Your goal — Pictures stay out of the copy; set down each line of the listing below exactly.

Raw data —
══════════════════════════════

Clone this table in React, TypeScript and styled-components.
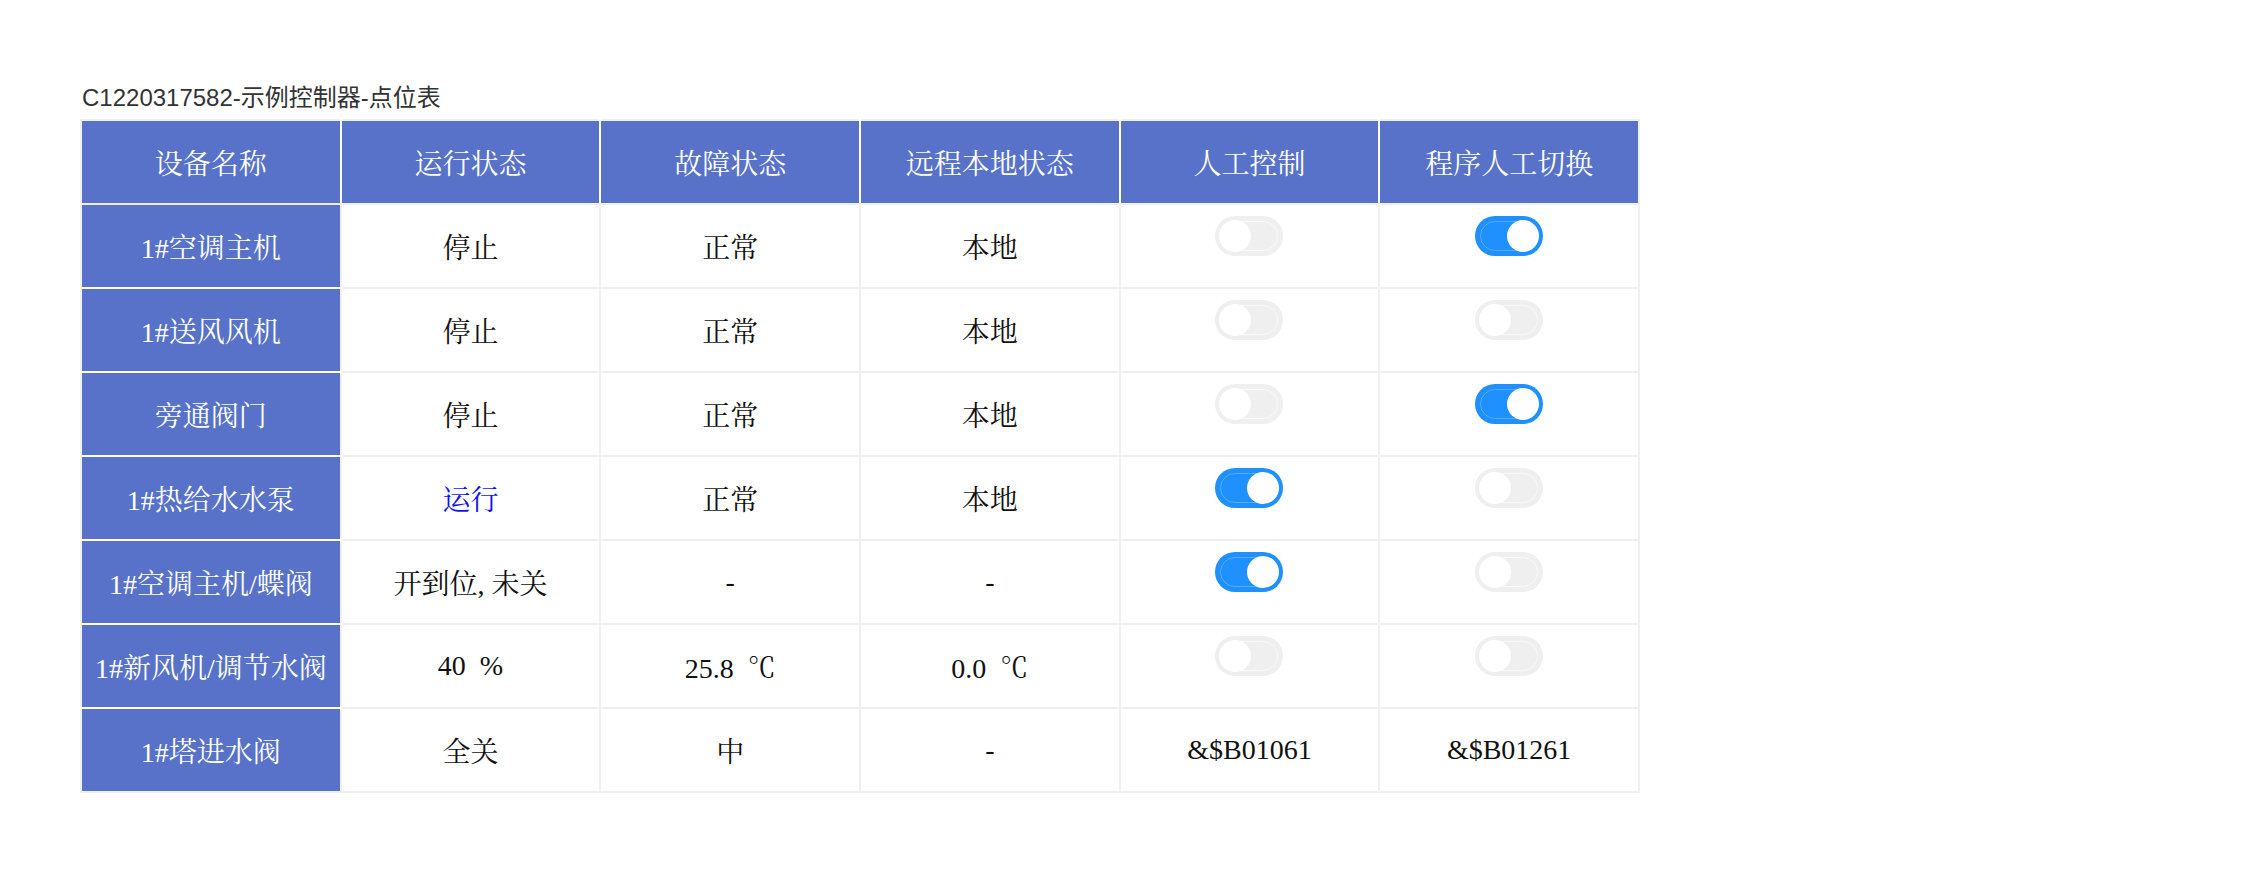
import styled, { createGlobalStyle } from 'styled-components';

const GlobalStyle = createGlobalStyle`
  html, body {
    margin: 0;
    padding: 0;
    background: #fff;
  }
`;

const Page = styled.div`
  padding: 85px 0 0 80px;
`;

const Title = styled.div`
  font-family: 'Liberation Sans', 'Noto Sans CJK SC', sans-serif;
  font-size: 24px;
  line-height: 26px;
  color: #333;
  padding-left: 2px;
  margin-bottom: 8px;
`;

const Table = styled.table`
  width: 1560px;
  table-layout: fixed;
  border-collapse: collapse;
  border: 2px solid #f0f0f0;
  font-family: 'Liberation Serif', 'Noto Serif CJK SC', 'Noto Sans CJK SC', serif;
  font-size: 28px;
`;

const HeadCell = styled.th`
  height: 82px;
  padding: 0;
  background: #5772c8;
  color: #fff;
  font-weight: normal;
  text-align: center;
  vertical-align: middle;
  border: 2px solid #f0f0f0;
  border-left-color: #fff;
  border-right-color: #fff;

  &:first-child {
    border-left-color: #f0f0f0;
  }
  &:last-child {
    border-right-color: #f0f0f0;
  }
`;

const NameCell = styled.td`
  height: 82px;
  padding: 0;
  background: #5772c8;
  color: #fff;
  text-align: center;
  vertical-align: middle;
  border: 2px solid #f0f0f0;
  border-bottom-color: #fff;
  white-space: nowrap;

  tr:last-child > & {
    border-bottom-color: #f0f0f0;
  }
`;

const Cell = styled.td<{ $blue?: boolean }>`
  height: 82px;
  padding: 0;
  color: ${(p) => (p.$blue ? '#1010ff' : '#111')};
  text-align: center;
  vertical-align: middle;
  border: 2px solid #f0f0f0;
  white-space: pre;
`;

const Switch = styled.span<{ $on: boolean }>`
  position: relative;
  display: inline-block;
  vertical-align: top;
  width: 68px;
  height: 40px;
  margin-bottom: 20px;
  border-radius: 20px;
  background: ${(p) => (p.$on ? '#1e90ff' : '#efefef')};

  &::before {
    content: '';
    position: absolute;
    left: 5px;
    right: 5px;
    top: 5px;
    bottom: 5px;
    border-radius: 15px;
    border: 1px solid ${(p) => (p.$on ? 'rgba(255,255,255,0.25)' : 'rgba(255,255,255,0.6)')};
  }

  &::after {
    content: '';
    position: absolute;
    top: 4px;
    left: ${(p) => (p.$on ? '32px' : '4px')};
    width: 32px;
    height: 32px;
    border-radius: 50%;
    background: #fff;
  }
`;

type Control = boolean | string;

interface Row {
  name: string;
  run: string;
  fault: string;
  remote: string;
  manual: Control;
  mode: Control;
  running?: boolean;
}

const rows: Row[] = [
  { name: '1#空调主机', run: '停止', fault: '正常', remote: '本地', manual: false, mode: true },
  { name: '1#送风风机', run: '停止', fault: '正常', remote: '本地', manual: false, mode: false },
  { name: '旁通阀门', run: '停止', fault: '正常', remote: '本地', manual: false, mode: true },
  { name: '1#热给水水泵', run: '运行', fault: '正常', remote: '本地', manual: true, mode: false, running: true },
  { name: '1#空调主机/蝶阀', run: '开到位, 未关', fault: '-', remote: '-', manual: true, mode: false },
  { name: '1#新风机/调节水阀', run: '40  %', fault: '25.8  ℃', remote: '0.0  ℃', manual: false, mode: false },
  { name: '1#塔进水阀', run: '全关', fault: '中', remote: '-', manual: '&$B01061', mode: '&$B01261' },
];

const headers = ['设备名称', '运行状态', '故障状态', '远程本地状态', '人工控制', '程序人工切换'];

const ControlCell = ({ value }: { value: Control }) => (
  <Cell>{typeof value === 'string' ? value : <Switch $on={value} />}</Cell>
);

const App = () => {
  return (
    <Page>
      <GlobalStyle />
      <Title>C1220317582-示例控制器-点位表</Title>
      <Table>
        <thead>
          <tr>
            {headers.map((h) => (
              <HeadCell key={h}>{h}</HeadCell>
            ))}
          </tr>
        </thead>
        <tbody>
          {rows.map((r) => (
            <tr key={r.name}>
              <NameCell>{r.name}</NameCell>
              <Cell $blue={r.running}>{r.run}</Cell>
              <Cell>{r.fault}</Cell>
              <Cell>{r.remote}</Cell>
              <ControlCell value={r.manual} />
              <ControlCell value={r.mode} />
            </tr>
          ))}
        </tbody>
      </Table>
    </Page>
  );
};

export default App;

══════════════════════════════

Solution to this task —
Clone this table in React, TypeScript and styled-components.
import styled, { createGlobalStyle } from 'styled-components';

const GlobalStyle = createGlobalStyle`
  html, body {
    margin: 0;
    padding: 0;
    background: #fff;
  }
`;

const Page = styled.div`
  padding: 85px 0 0 80px;
`;

const Title = styled.div`
  font-family: 'Liberation Sans', 'Noto Sans CJK SC', sans-serif;
  font-size: 24px;
  line-height: 26px;
  color: #333;
  padding-left: 2px;
  margin-bottom: 8px;
`;

const Table = styled.table`
  width: 1560px;
  table-layout: fixed;
  border-collapse: collapse;
  border: 2px solid #f0f0f0;
  font-family: 'Liberation Serif', 'Noto Serif CJK SC', 'Noto Sans CJK SC', serif;
  font-size: 28px;
`;

const HeadCell = styled.th`
  height: 82px;
  padding: 0;
  background: #5772c8;
  color: #fff;
  font-weight: normal;
  text-align: center;
  vertical-align: middle;
  border: 2px solid #f0f0f0;
  border-left-color: #fff;
  border-right-color: #fff;

  &:first-child {
    border-left-color: #f0f0f0;
  }
  &:last-child {
    border-right-color: #f0f0f0;
  }
`;

const NameCell = styled.td`
  height: 82px;
  padding: 0;
  background: #5772c8;
  color: #fff;
  text-align: center;
  vertical-align: middle;
  border: 2px solid #f0f0f0;
  border-bottom-color: #fff;
  white-space: nowrap;

  tr:last-child > & {
    border-bottom-color: #f0f0f0;
  }
`;

const Cell = styled.td<{ $blue?: boolean }>`
  height: 82px;
  padding: 0;
  color: ${(p) => (p.$blue ? '#1010ff' : '#111')};
  text-align: center;
  vertical-align: middle;
  border: 2px solid #f0f0f0;
  white-space: pre;
`;

const Switch = styled.span<{ $on: boolean }>`
  position: relative;
  display: inline-block;
  vertical-align: top;
  width: 68px;
  height: 40px;
  margin-bottom: 20px;
  border-radius: 20px;
  background: ${(p) => (p.$on ? '#1e90ff' : '#efefef')};

  &::before {
    content: '';
    position: absolute;
    left: 5px;
    right: 5px;
    top: 5px;
    bottom: 5px;
    border-radius: 15px;
    border: 1px solid ${(p) => (p.$on ? 'rgba(255,255,255,0.25)' : 'rgba(255,255,255,0.6)')};
  }

  &::after {
    content: '';
    position: absolute;
    top: 4px;
    left: ${(p) => (p.$on ? '32px' : '4px')};
    width: 32px;
    height: 32px;
    border-radius: 50%;
    background: #fff;
  }
`;

type Control = boolean | string;

interface Row {
  name: string;
  run: string;
  fault: string;
  remote: string;
  manual: Control;
  mode: Control;
  running?: boolean;
}

const rows: Row[] = [
  { name: '1#空调主机', run: '停止', fault: '正常', remote: '本地', manual: false, mode: true },
  { name: '1#送风风机', run: '停止', fault: '正常', remote: '本地', manual: false, mode: false },
  { name: '旁通阀门', run: '停止', fault: '正常', remote: '本地', manual: false, mode: true },
  { name: '1#热给水水泵', run: '运行', fault: '正常', remote: '本地', manual: true, mode: false, running: true },
  { name: '1#空调主机/蝶阀', run: '开到位, 未关', fault: '-', remote: '-', manual: true, mode: false },
  { name: '1#新风机/调节水阀', run: '40  %', fault: '25.8  ℃', remote: '0.0  ℃', manual: false, mode: false },
  { name: '1#塔进水阀', run: '全关', fault: '中', remote: '-', manual: '&$B01061', mode: '&$B01261' },
];

const headers = ['设备名称', '运行状态', '故障状态', '远程本地状态', '人工控制', '程序人工切换'];

const ControlCell = ({ value }: { value: Control }) => (
  <Cell>{typeof value === 'string' ? value : <Switch $on={value} />}</Cell>
);

const App = () => {
  return (
    <Page>
      <GlobalStyle />
      <Title>C1220317582-示例控制器-点位表</Title>
      <Table>
        <thead>
          <tr>
            {headers.map((h) => (
              <HeadCell key={h}>{h}</HeadCell>
            ))}
          </tr>
        </thead>
        <tbody>
          {rows.map((r) => (
            <tr key={r.name}>
              <NameCell>{r.name}</NameCell>
              <Cell $blue={r.running}>{r.run}</Cell>
              <Cell>{r.fault}</Cell>
              <Cell>{r.remote}</Cell>
              <ControlCell value={r.manual} />
              <ControlCell value={r.mode} />
            </tr>
          ))}
        </tbody>
      </Table>
    </Page>
  );
};

export default App;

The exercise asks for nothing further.